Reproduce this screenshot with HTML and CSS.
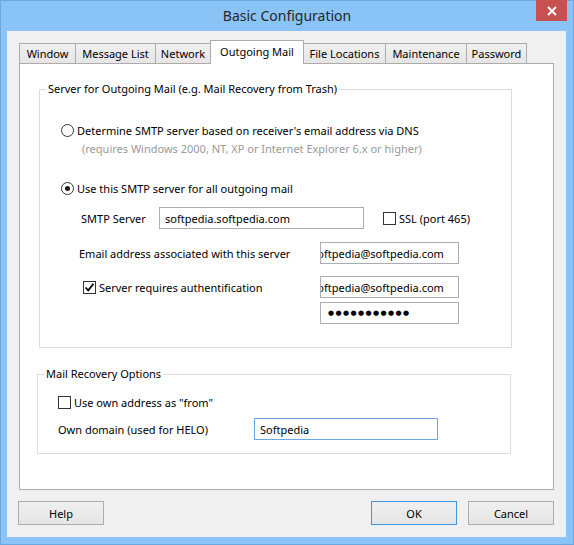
FILE: index.html
```html
<!DOCTYPE html>
<html lang="en">
<head>
    <meta charset="UTF-8">
    <title>Basic Configuration</title>
    <link rel="stylesheet" href="styles.css">
</head>
<body>

<div class="window">
    <div class="titlebar">
        <span class="title">Basic Configuration</span>
        <button class="close" title="Close">
            <svg width="10" height="10" viewBox="0 0 10 10">
                <path d="M1 1 L9 9 M9 1 L1 9" stroke="#fff" stroke-width="2"/>
            </svg>
        </button>
    </div>

    <div class="client">
        <div class="tabs">
            <div class="tab t-window">Window</div>
            <div class="tab t-messages">Message List</div>
            <div class="tab t-network">Network</div>
            <div class="tab t-outgoing active">Outgoing Mail</div>
            <div class="tab t-files">File Locations</div>
            <div class="tab t-maint">Maintenance</div>
            <div class="tab t-password">Password</div>
        </div>

        <div class="panel">
            <fieldset class="group server-group">
                <legend>Server for Outgoing Mail (e.g. Mail Recovery from Trash)</legend>

                <label class="option dns-option"><span class="radio"></span>Determine SMTP server based on receiver's email address via DNS</label>
                <div class="note">(requires Windows 2000, NT, XP or Internet Explorer 6.x or higher)</div>

                <label class="option smtp-option"><span class="radio checked"></span>Use this SMTP server for all outgoing mail</label>

                <div class="field smtp-field">
                    <span class="field-label smtp-label">SMTP Server</span>
                    <div class="textbox smtp-box"><span>softpedia.softpedia.com</span></div>
                    <label class="option ssl-option"><span class="check"></span>SSL (port 465)</label>
                </div>

                <div class="field email-field">
                    <span class="field-label email-label">Email address associated with this server</span>
                    <div class="textbox addr-box scrolled"><span>softpedia@softpedia.com</span></div>
                </div>

                <div class="field auth-field">
                    <label class="option auth-option">
                        <span class="check">
                            <svg width="11" height="11" viewBox="0 0 11 11">
                                <path d="M1.5 5.5 L4.2 8.3 L9.5 1.8" fill="none" stroke="#000" stroke-width="1.8"/>
                            </svg>
                        </span>Server requires authentification
                    </label>
                    <div class="textbox addr-box scrolled"><span>softpedia@softpedia.com</span></div>
                </div>

                <div class="field pass-field">
                    <div class="textbox addr-box"><span class="dots">&#9679;&#9679;&#9679;&#9679;&#9679;&#9679;&#9679;&#9679;&#9679;&#9679;&#9679;</span></div>
                </div>
            </fieldset>

            <fieldset class="group recovery-group">
                <legend>Mail Recovery Options</legend>

                <label class="option from-option"><span class="check"></span>Use own address as "from"</label>

                <div class="field helo-field">
                    <span class="field-label helo-label">Own domain (used for HELO)</span>
                    <div class="textbox helo-box focused"><span>Softpedia</span></div>
                </div>
            </fieldset>
        </div>

        <div class="buttons">
            <button class="btn">Help</button>
            <div class="spacer"></div>
            <button class="btn default">OK</button>
            <button class="btn cancel">Cancel</button>
        </div>
    </div>
</div>

</body>
</html>
```

FILE: styles.css
```css
body {
    margin: 0;
    font-family: "Noto Sans", "Open Sans", sans-serif;
    font-size: 11px;
    color: #000;
}

.window {
    position: relative;
    width: 574px;
    height: 545px;
    box-sizing: border-box;
    background-color: #8ac4f6;
    border: 1px solid #6ea8de;
}

.titlebar {
    height: 30px;
    display: flex;
    align-items: center;
    justify-content: center;
}
.title {
    font-size: 14px;
    color: #262626;
    margin-bottom: 2px;
}
.close {
    position: absolute;
    top: -1px;
    right: 6px;
    width: 31px;
    height: 21px;
    padding: 0;
    border: none;
    background-color: #c75050;
    display: flex;
    align-items: center;
    justify-content: center;
}

.client {
    height: 506px;
    margin: 0 7px 0 6px;
    padding: 9px 0 0 12px;
    box-sizing: border-box;
    background-color: #f0f0f0;
}

/* tabs */
.tabs {
    display: flex;
    align-items: flex-end;
    height: 23px;
}
.tab {
    height: 20px;
    box-sizing: border-box;
    margin-left: -1px;
    padding-bottom: 1px;
    border: 1px solid #acacac;
    border-bottom: none;
    background: linear-gradient(#f0f0f0, #e5e5e5);
    display: flex;
    align-items: center;
    justify-content: center;
    white-space: nowrap;
}
.tab:first-child {
    margin-left: 0;
}
.tab.active {
    position: relative;
    z-index: 1;
    height: 24px;
    margin-bottom: -1px;
    padding-bottom: 3px;
    background: #fff;
}
.t-window { width: 57px; }
.t-messages { width: 81px; }
.t-network { width: 56px; }
.t-outgoing { width: 94px; }
.t-files { width: 83px; }
.t-maint { width: 82px; }
.t-password { width: 61px; }

.panel {
    width: 535px;
    height: 427px;
    box-sizing: border-box;
    border: 1px solid #acacac;
    background-color: #fff;
}

/* group boxes */
.group {
    margin: 0;
    padding: 0;
    box-sizing: border-box;
    border: 1px solid #dcdcdc;
    min-inline-size: 0;
}
.group legend {
    margin-left: 6px;
    padding: 0 2px;
    line-height: 16px;
}
.server-group {
    width: 473px;
    margin: 17px 0 0 19px;
    padding-bottom: 23px;
}
.recovery-group {
    width: 474px;
    margin: 18px 0 0 17px;
    padding-bottom: 13px;
}

.option {
    display: flex;
    align-items: center;
    height: 16px;
    white-space: nowrap;
}
.radio {
    width: 13px;
    height: 13px;
    box-sizing: border-box;
    border: 1px solid #333;
    border-radius: 50%;
    background-color: #fff;
    margin-right: 3px;
    display: flex;
    align-items: center;
    justify-content: center;
    flex-shrink: 0;
}
.radio.checked::after {
    content: "";
    width: 5px;
    height: 5px;
    border-radius: 50%;
    background-color: #1a1a1a;
}
.check {
    width: 13px;
    height: 13px;
    box-sizing: border-box;
    border: 1px solid #333;
    background-color: #fff;
    margin-right: 3px;
    display: flex;
    align-items: center;
    justify-content: center;
    flex-shrink: 0;
}

.dns-option { margin: 25px 0 0 21px; }
.note {
    margin: 3px 0 0 42px;
    line-height: 16px;
    color: #9a9a9a;
}
.smtp-option { margin: 23px 0 0 21px; }

.field {
    display: flex;
    align-items: center;
    height: 22px;
}
.field-label {
    flex-shrink: 0;
    white-space: nowrap;
}
.smtp-field { margin-top: 11px; padding-left: 41px; }
.smtp-label { width: 78px; }
.ssl-option { margin-left: 19px; }

.email-field { margin-top: 13px; padding-left: 39px; }
.email-label { width: 241px; }

.auth-field { margin-top: 12px; padding-left: 43px; }
.auth-option { width: 237px; }

.pass-field { margin-top: 4px; padding-left: 280px; }

.from-option { margin: 12px 0 0 20px; }
.helo-field { margin-top: 8px; padding-left: 20px; }
.helo-label { width: 196px; }

/* text boxes */
.textbox {
    height: 22px;
    box-sizing: border-box;
    border: 1px solid #abadb3;
    background-color: #fff;
    padding: 0 5px;
    display: flex;
    align-items: center;
    overflow: hidden;
    white-space: nowrap;
}
.textbox span {
    flex-shrink: 0;
}
/* text scrolled so the start of the address is cut off */
.textbox.scrolled {
    padding-left: 0;
}
.textbox.scrolled span {
    margin-left: -9px;
}
.textbox.focused {
    border-color: #6aa7e6;
}
.smtp-box { width: 205px; }
.addr-box { width: 139px; }
.helo-box { width: 184px; }
.dots {
    font-family: "DejaVu Sans", sans-serif;
    font-size: 7px;
    letter-spacing: 1.4px;
    margin-left: 2px;
}

/* dialog buttons */
.buttons {
    display: flex;
    width: 536px;
    margin: 11px 0 0 -1px;
}
.spacer {
    flex: 1;
}
.btn {
    width: 86px;
    height: 24px;
    padding: 0;
    border: 1px solid #acacac;
    background: linear-gradient(#f0f0f0, #e5e5e5);
    font-family: inherit;
    font-size: 11px;
    color: #000;
}
.btn.default {
    border-color: #3c95e6;
}
.btn.cancel {
    margin-left: 11px;
}
```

---+---

Make a copy of each line that contains the string "this".

_Answer below_.
Reproduce this screenshot with HTML and CSS.
                <label class="option smtp-option"><span class="radio checked"></span>Use this SMTP server for all outgoing mail</label>
                    <span class="field-label email-label">Email address associated with this server</span>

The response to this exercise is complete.